Hein and I continued to hunt nyala at the same waterhole I hunted yesterday.  About 9:30 a.m., eight tssessebe came in and drank.  Then a large group of common and white blesbok came in and drank.  This was ironic because I wasn’t interested in shooting one but Eric, Joe, and Gary had hunted them hard all week but were not having luck with them coming to water.  But of course they had each had nyala bulls at their waterholes and I hadn’t seen one yet.  A little later, a beautiful white springbok came in.  A common springbok is tan colored with a white underside but they also come in white or black   

Common blesbok find safety in numbers

White blesbok ever aware


An uncommon white springbok.


Par for the course, no nyala bulls came in.  So about 3:00 p.m., Hein moved me to different waterhole to try for a kudu bull.  Kudu bulls commonly come into drink or feed in the late evenings.  Eric had previously sat this waterhole and said a really nice bull came in.  As we drove up, the bull was already at the feeding station with some kudu cows and waterbuck.  The bull looked huge!  The animals spooked back into the brush but hopefully they would be back later.  As nonchalantly as possible, Hein dropped me off at the waterhole and I snuck into the pit blind.

Before I got into the blind Hein told me if the kudu bull came back, he should come to the feeding station outside the left of the blind.  So I opened this window.  The sun was shining brightly in the right window so I put my coat over it to prevent myself from being silhouetted.  Then I knocked an arrow, hooked on my release, and hung my bow up on the hook.

It wasn’t long before some of the waterbuck cows came back to the feeding station.  Waterbuck come to water every day, love the feed, and always seem to be present at the waterholes.  A little later, some kudu cows came in but no bull.  As the sun started to set, I wondered if the bull would show.  But then I saw horns back in the brush.  I brought up my binoculars – it was the big bull!  My heart rate doubled as I slowly took my bow off the hook and stood behind the shooting window.  The bull walked right into the feeder and started feeding with the waterbuck and kudu cows.  He looked even bigger than when I first saw.  He was incredibly wide and well over 50 inches.  The only problem was he was quartering to the blind.  He was also wary of the blind and kept bringing up his head and staring at it.  I dare not move.  For the next 20 minutes I stood ready waiting for him to turn.  He gradually was feeding toward a broadside position but was taking forever, the sun was setting, and I was tiring of holding my bow at the ready.  But finally the bull turned completely broadside.  Now the only problem was the kudu cow feeding directly behind him.  Finally she cleared.  I drew my bow, aimed just behind the shoulder, and let the arrow fly.  The shot hit right where I aimed and penetrated all the way through the bull and was hanging out the backside.  The bull ran back into the bush but before he could get out of sight, I saw him his horns wavering above the brush and then he fell over.  Man what a rush!  I was shaking and out of breath.

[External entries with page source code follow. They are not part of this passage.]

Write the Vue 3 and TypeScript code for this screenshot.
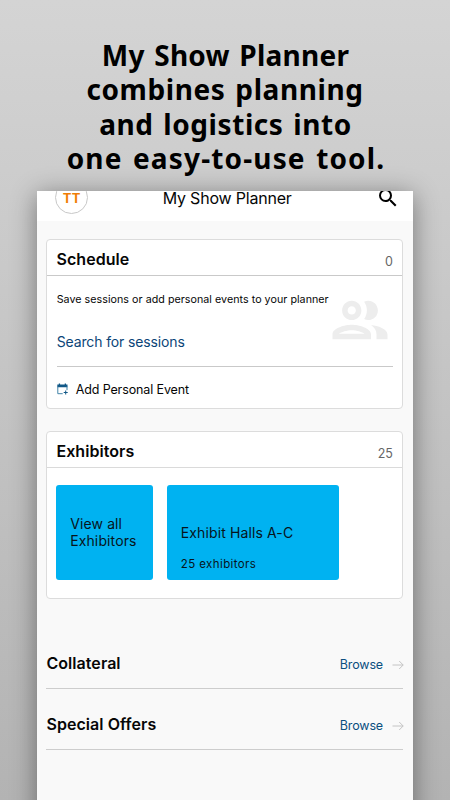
<script setup lang="ts">
interface LinkRow {
  title: string
  action: string
}

const headline: string[] = [
  'My Show Planner',
  'combines planning',
  'and logistics into',
  'one easy-to-use tool.',
]

const rows: LinkRow[] = [
  { title: 'Collateral', action: 'Browse' },
  { title: 'Special Offers', action: 'Browse' },
]
</script>

<template>
  <main class="promo">
    <h1 class="headline">
      <span v-for="(line, i) in headline" :key="line" :class="['line', `line-${i + 1}`]">{{ line }}</span>
    </h1>

    <div class="device">
      <div class="screen">
        <header class="topbar">
          <div class="avatar"><span>TT</span></div>
          <div class="title">My Show Planner</div>
          <svg class="search" viewBox="0 0 24 24" aria-hidden="true">
            <path d="M15.5 14h-.79l-.28-.27A6.471 6.471 0 0 0 16 9.5 6.5 6.5 0 1 0 9.5 16c1.61 0 3.09-.59 4.23-1.57l.27.28v.79l5 4.99L20.49 19l-4.99-5zm-6 0C7.01 14 5 11.99 5 9.5S7.01 5 9.5 5 14 7.01 14 9.5 11.99 14 9.5 14z" />
          </svg>
        </header>

        <section class="card schedule">
          <div class="card-head">
            <h2>Schedule</h2>
            <span class="count">0</span>
          </div>
          <div class="card-body">
            <p class="hint">Save sessions or add personal events to your planner</p>
            <a class="session-link">Search for sessions</a>
            <svg class="people" viewBox="0 0 24 24" aria-hidden="true">
              <path d="M9 13.75c-2.34 0-7 1.17-7 3.5V19h14v-1.75c0-2.33-4.66-3.5-7-3.5zM4.34 17c.84-.58 2.87-1.25 4.66-1.25s3.82.67 4.66 1.25H4.34zM9 12c1.93 0 3.5-1.57 3.5-3.5S10.93 5 9 5 5.5 6.57 5.5 8.5 7.07 12 9 12zm0-5c.83 0 1.5.67 1.5 1.5S9.83 10 9 10s-1.5-.67-1.5-1.5S8.17 7 9 7zm7.04 6.81c1.16.84 1.96 1.96 1.96 3.44V19h4v-1.75c0-2.02-3.5-3.17-5.96-3.44zM15 12c1.93 0 3.5-1.57 3.5-3.5S16.93 5 15 5c-.54 0-1.04.13-1.5.35.63.89 1 1.98 1 3.15s-.37 2.26-1 3.15c.46.22.96.35 1.5.35z" />
            </svg>
            <div class="add-event">
              <svg class="calendar" viewBox="0 0 11 12" aria-hidden="true">
                <path class="cal-fill" d="M.3 1.6h10.2v2.7H.3zM1.8.4h1.3v1.5H1.8zM7.7.4H9v1.5H7.7zM8.2 7.4h1v1.5h1.5v1H9.2v1.5h-1V9.9H6.7v-1h1.5z" />
                <path class="cal-line" d="M.8 3.5v7.2h4.9M10 3.5v3.6" />
              </svg>
              <span>Add Personal Event</span>
            </div>
          </div>
        </section>

        <section class="card exhibitors">
          <div class="card-head">
            <h2>Exhibitors</h2>
            <span class="count">25</span>
          </div>
          <div class="tiles">
            <div class="tile all"><span>View all<br />Exhibitors</span></div>
            <div class="tile hall">
              <span class="hall-name">Exhibit Halls A-C</span>
              <span class="hall-count">25 exhibitors</span>
            </div>
          </div>
        </section>

        <section class="links">
          <div v-for="row in rows" :key="row.title" class="link-row">
            <h2>{{ row.title }}</h2>
            <a>{{ row.action }}</a>
            <svg class="arrow" viewBox="0 0 12 10" aria-hidden="true">
              <path d="M.5 5h10.7M7.2 1l4 4-4 4" />
            </svg>
          </div>
        </section>
      </div>
    </div>
  </main>
</template>

<style>
body {
  margin: 0;
}
</style>

<style scoped>
.promo {
  box-sizing: border-box;
  width: 450px;
  height: 800px;
  overflow: hidden;
  padding-top: 38px;
  background: linear-gradient(#d4d4d4, #b3b3b3);
  font-family: Inter, 'Liberation Sans', sans-serif;
  color: #060606;
}
h1,
h2,
p {
  margin: 0;
}
.headline {
  display: flex;
  flex-direction: column;
  align-items: center;
  height: 153.3px;
  font: 700 28px/34.3px 'Noto Sans', 'Open Sans', sans-serif;
  word-spacing: 2px;
  color: #000;
  white-space: nowrap;
}
.line-1 {
  padding-left: 1px;
  letter-spacing: 0.25px;
}
.line-2 {
  letter-spacing: 0.6px;
}
.line-3 {
  padding-left: 1px;
  letter-spacing: 0.57px;
}
.line-4 {
  padding-left: 2px;
  letter-spacing: 1.15px;
}
.device {
  width: 375.4px;
  height: 640px;
  margin-left: 37.3px;
  box-shadow: 0 4px 24px rgba(0, 0, 0, 0.42);
}
.screen {
  display: flex;
  flex-direction: column;
  height: 100%;
  overflow: hidden;
  background: #f9f9f9;
}
.topbar {
  display: flex;
  flex: none;
  align-items: flex-start;
  justify-content: space-between;
  box-sizing: border-box;
  height: 47.7px;
  padding: 0 12.7px 0 18px;
  background: linear-gradient(#fff 30px, #f9f9f9 30px);
}
.avatar {
  box-sizing: border-box;
  width: 33px;
  height: 33px;
  margin-top: -10.3px;
  border: 1px solid #c8c8c8;
  border-radius: 50%;
  text-align: center;
  font-weight: 700;
  font-size: 13px;
  line-height: 32px;
  letter-spacing: 0.3px;
  color: #f07d05;
}
.title {
  margin-right: 10px;
  font-size: 16px;
  line-height: 14px;
  letter-spacing: -0.2px;
}
.search {
  width: 24px;
  height: 24px;
  margin-top: -5.3px;
}
.card {
  box-sizing: border-box;
  flex: none;
  width: 357px;
  margin-left: 9.2px;
  border: 1px solid #dcdcdc;
  border-radius: 4px;
  background: #fff;
}
.schedule {
  height: 169.7px;
}
.exhibitors {
  height: 168px;
  margin-top: 22.5px;
}
.card-head {
  display: flex;
  align-items: center;
  justify-content: space-between;
  box-sizing: border-box;
  height: 36px;
  padding: 2px 9.5px 0 9px;
  border-bottom: 1px solid #c9c9c9;
}
.card-head h2,
.link-row h2 {
  font-size: 16px;
  line-height: 20px;
  font-weight: 600;
  letter-spacing: 0.05px;
}
.schedule .card-head {
  padding-top: 4px;
}
.exhibitors .card-head {
  border-color: #dadada;
}
.count {
  padding-top: 5px;
  font-size: 12.5px;
  line-height: 16px;
  color: #666;
}
.exhibitors .count {
  padding-top: 6px;
}
.card-body {
  display: grid;
  grid-template-columns: 1fr 66px;
  grid-template-rows: 45px 45px 41px;
  padding: 0 9.2px;
  white-space: nowrap;
}
.hint {
  grid-area: 1 / 1 / 2 / 3;
  padding-top: 17px;
  font-size: 10.7px;
  line-height: 14px;
  letter-spacing: 0.04px;
}
.session-link {
  grid-area: 2 / 1 / 3 / 2;
  padding-top: 11px;
  font-size: 14px;
  line-height: 20px;
  letter-spacing: -0.13px;
  color: #0b4578;
}
.people {
  grid-area: 1 / 2 / 3 / 3;
  width: 66px;
  height: 66px;
  margin: 10.8px 0 0;
  fill: #ededed;
}
.add-event {
  grid-area: 3 / 1 / 4 / 3;
  display: flex;
  align-items: center;
  gap: 8px;
  padding-top: 5px;
  border-top: 1px solid #c9c9c9;
  font-size: 12.5px;
  letter-spacing: -0.12px;
}
.calendar {
  width: 11px;
  height: 12px;
}
.cal-fill {
  fill: #115887;
}
.cal-line {
  fill: none;
  stroke: #4283a8;
  stroke-width: 1;
}
.tiles {
  display: flex;
  gap: 13.5px;
  padding: 16.5px 9px;
}
.tile {
  box-sizing: border-box;
  display: flex;
  flex-direction: column;
  height: 95px;
  border-radius: 3px;
  background: #00b2f1;
  white-space: nowrap;
  color: #07141b;
}
.all {
  width: 97px;
  padding: 30px 0 0 13.7px;
  font-size: 14px;
  line-height: 17.2px;
  letter-spacing: 0.12px;
}
.hall {
  width: 172.3px;
  padding: 38px 0 0 13.8px;
}
.hall-name {
  font-size: 14px;
  line-height: 19px;
  letter-spacing: 0.12px;
}
.hall-count {
  padding-top: 14px;
  font-size: 11.5px;
  line-height: 16px;
  letter-spacing: 0.4px;
}
.links {
  width: 357px;
  margin: 28.2px 0 0 9.2px;
}
.link-row {
  display: flex;
  align-items: flex-end;
  box-sizing: border-box;
  height: 61.3px;
  padding-bottom: 15px;
  border-bottom: 1px solid #cdcdcd;
}
.link-row h2 {
  flex: 1;
}
.link-row a {
  font-size: 12.5px;
  line-height: 17px;
  letter-spacing: -0.15px;
  color: #0b4f80;
}
.arrow {
  width: 12px;
  height: 10px;
  margin: 0 -0.5px 3px 9px;
  fill: none;
  stroke: #c4c4c4;
}
</style>
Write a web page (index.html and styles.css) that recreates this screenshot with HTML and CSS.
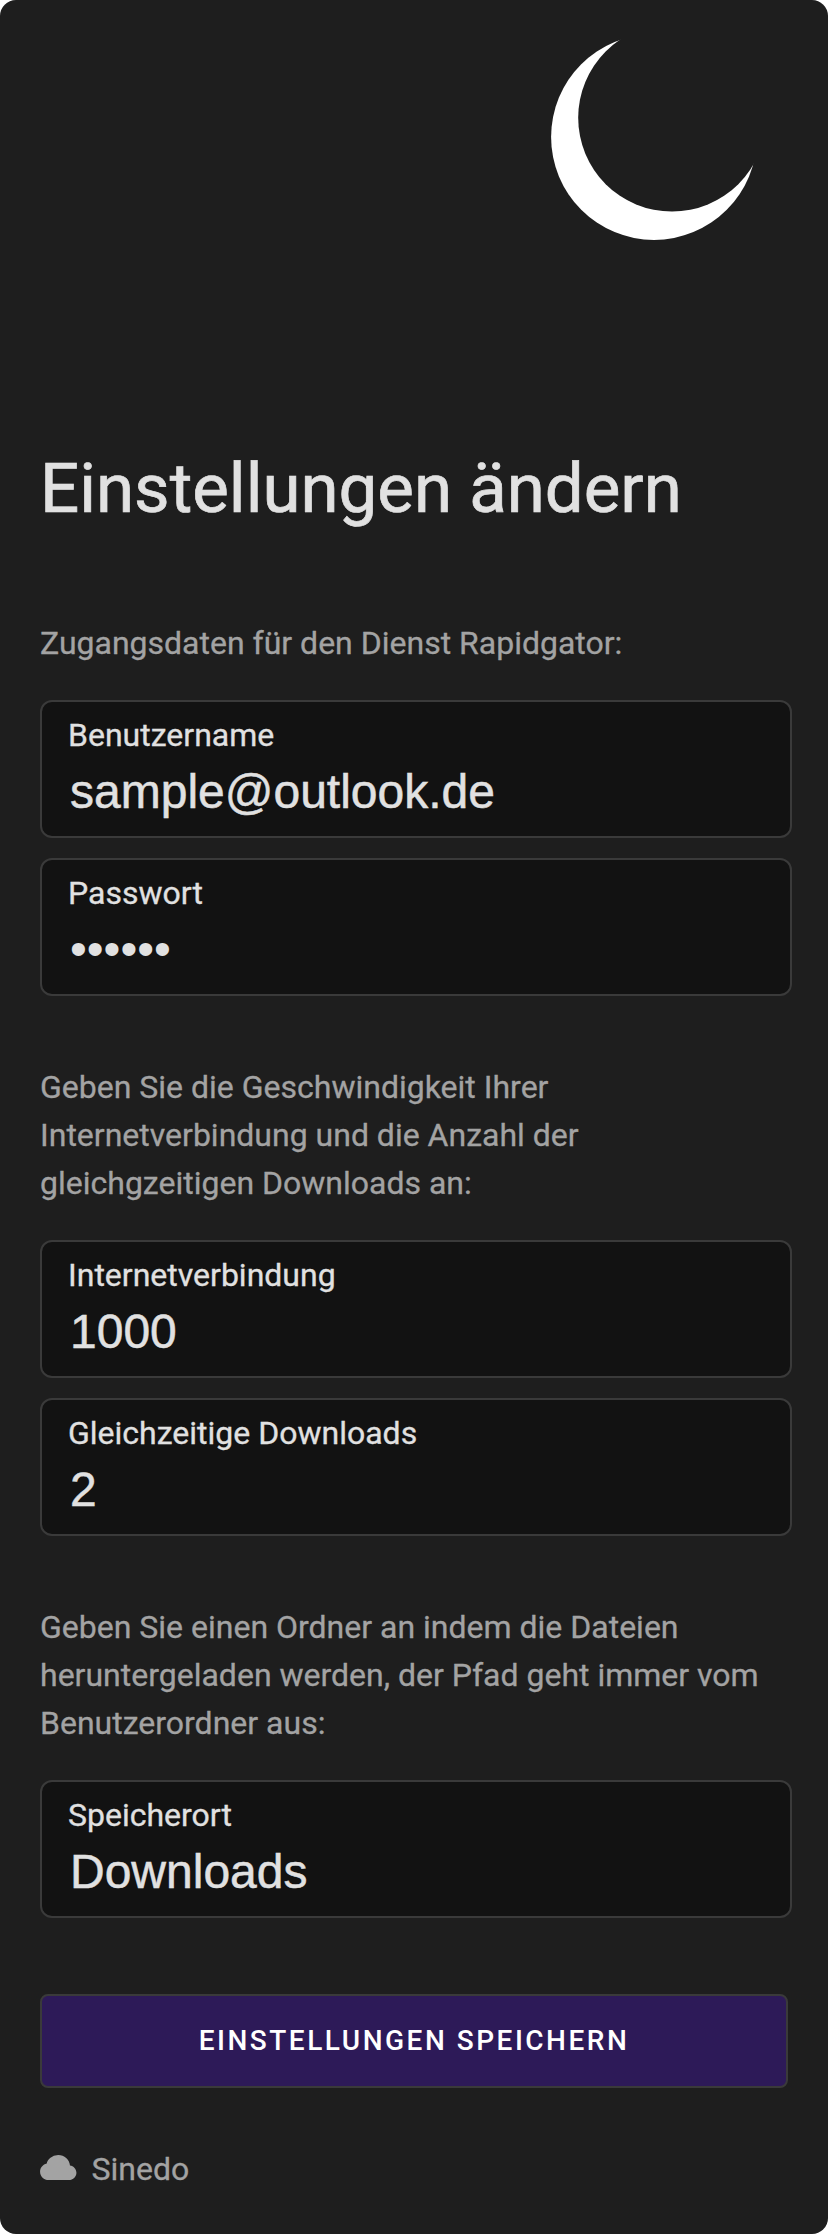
FILE: index.html
```html
<!DOCTYPE html>
<html lang="de">
<head>
<meta charset="utf-8">
<title>Einstellungen ändern</title>
<link rel="stylesheet" href="styles.css">
</head>
<body>
<main class="card">
  <header class="hero">
    <svg class="moon" viewBox="0 0 206 206" aria-hidden="true">
      <mask id="crescent">
        <rect width="206" height="206" fill="#fff"/>
        <circle cx="121" cy="83.8" r="93.8" fill="#000"/>
      </mask>
      <circle cx="103" cy="103" r="102.9" fill="#fff" mask="url(#crescent)"/>
    </svg>
  </header>
  <h1 class="title">Einstellungen ändern</h1>
  <form class="form">
    <section class="group">
      <p class="hint">Zugangsdaten für den Dienst Rapidgator:</p>
      <label class="field"><span class="label">Benutzername</span><input class="value" type="text" value="sample@outlook.de"></label>
      <label class="field"><span class="label">Passwort</span><input class="value" type="password" value="sample"></label>
    </section>
    <section class="group">
      <p class="hint">Geben Sie die Geschwindigkeit Ihrer<br>Internetverbindung und die Anzahl der<br>gleichgzeitigen Downloads an:</p>
      <label class="field"><span class="label">Internetverbindung</span><input class="value" type="text" value="1000"></label>
      <label class="field"><span class="label">Gleichzeitige Downloads</span><input class="value" type="text" value="2"></label>
    </section>
    <section class="group">
      <p class="hint">Geben Sie einen Ordner an indem die Dateien<br>heruntergeladen werden, der Pfad geht immer vom<br>Benutzerordner aus:</p>
      <label class="field"><span class="label">Speicherort</span><input class="value" type="text" value="Downloads"></label>
    </section>
    <button class="submit" type="button">Einstellungen speichern</button>
  </form>
  <footer class="footer">
    <svg class="cloud" viewBox="0 2 16 11" aria-hidden="true"><path d="M4.406 3.342A5.53 5.53 0 0 1 8 2c2.69 0 4.923 2 5.166 4.579C14.758 6.804 16 8.137 16 9.773 16 11.569 14.502 13 12.687 13H3.781C1.708 13 0 11.366 0 9.318c0-1.763 1.266-3.223 2.942-3.593.143-.863.698-1.723 1.464-2.383z"/></svg>
    <span>Sinedo</span>
  </footer>
</main>
</body>
</html>
```

FILE: styles.css
```css
* { box-sizing: border-box; }
body { margin: 0; background: #fff; font-family: Roboto, sans-serif; }
.card {
  width: 828px;
  height: 2234px;
  padding: 34px 36px 0 40px;
  border-radius: 16px;
  background: #1e1e1e;
  color: #a3a3a3;
  font-size: 32px;
  line-height: 48px;
  -webkit-text-stroke: 0.3px currentColor;
  overflow: hidden;
}
.hero { height: 407px; padding-right: 35px; display: flex; justify-content: flex-end; }
.moon { width: 206px; height: 206px; }
.title {
  margin: 0 0 82px;
  color: #e1e1e1;
  font-size: 69px;
  font-weight: 400;
  line-height: 96px;
  white-space: nowrap;
  -webkit-text-stroke: 0.7px currentColor;
}
.form { display: flex; flex-direction: column; }
.group { display: flex; flex-direction: column; gap: 20px; margin-bottom: 67px; }
.group:last-of-type { margin-bottom: 76px; }
.hint { margin: 0 0 13px; white-space: nowrap; }
.field {
  height: 138px;
  padding: 9px 26px 0;
  display: flex;
  flex-direction: column;
  border: 2px solid #3a3a3a;
  border-radius: 12px;
  background: #121212;
  color: #e1e1e1;
}
.label { height: 48px; }
.value {
  width: 100%;
  height: 56px;
  margin: 5px 0 0;
  padding: 0 2px;
  border: 0;
  outline: 0;
  background: transparent;
  color: inherit;
  font: 48px/56px "Liberation Sans", Arial, sans-serif;
  -webkit-text-stroke: 0.5px currentColor;
}
.value[type="password"] { margin-top: 4px; -webkit-text-stroke: 0; }
.submit {
  width: 748px;
  height: 94px;
  padding: 0;
  border: 2px solid #3a3a3a;
  border-radius: 8px;
  background: #2d1a58;
  color: #fff;
  font: 500 28px/40px Roboto, sans-serif;
  letter-spacing: 2.5px;
  text-transform: uppercase;
  -webkit-text-stroke: 0;
}
.footer { display: flex; align-items: center; gap: 15px; margin-top: 57px; }
.cloud { width: 36.5px; height: 25px; margin-bottom: 3px; fill: currentColor; }
```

After I regained my composure, I stepped out of the blind and called Hein on the radio.  Just before sundown, Hein, Levi, and Gary arrived.  I told Hein what happened and we just walked to where I had last seen the bull.  There he lay looking bigger than ever.  After high fives, we took some photos and video footage, loaded up the bull using the winch, and headed back to camp.  Again my thanks go to Hein for his hard work and preparation.  He had seen this bull at the waterhole before and knew he would probably come in during the late evening.  So his plan of moving from the nyala blind for the evening hunt worked like clockwork.

Matt with his trophy kudu

Tip of the Day

If you are sitting alone and you shoot an animal, the first thing you do is call your PH on the radio and inform him of the shot.  He will ask you if the shot is good or marginal which will determine how much tracking help he will need (i.e., trackers and tracking dogs).  Then as quickly as possible, he will arrive at the blind to start taking up the tracking job.  The PHs don’t allow you to leave the blind and start tracking on your own.  This is for your safety and to make sure you don’t interfere with the tracking job or possibly jump the animal. 

Some of the plains game species in Africa can be very dangerous when wounded – examples are gemsbok and bushbuck.  They will try to get you when wounded.  In our case, we also needed to watch out for the Cape buffalo.  After your animal is recovered and photos are taken, the animal will be loaded into the truck and transported back to the skinning and butchering shed by the PH or tracker.  The beauty of Africa is you will usually continue hunting and I have taken as many as three animals in one day.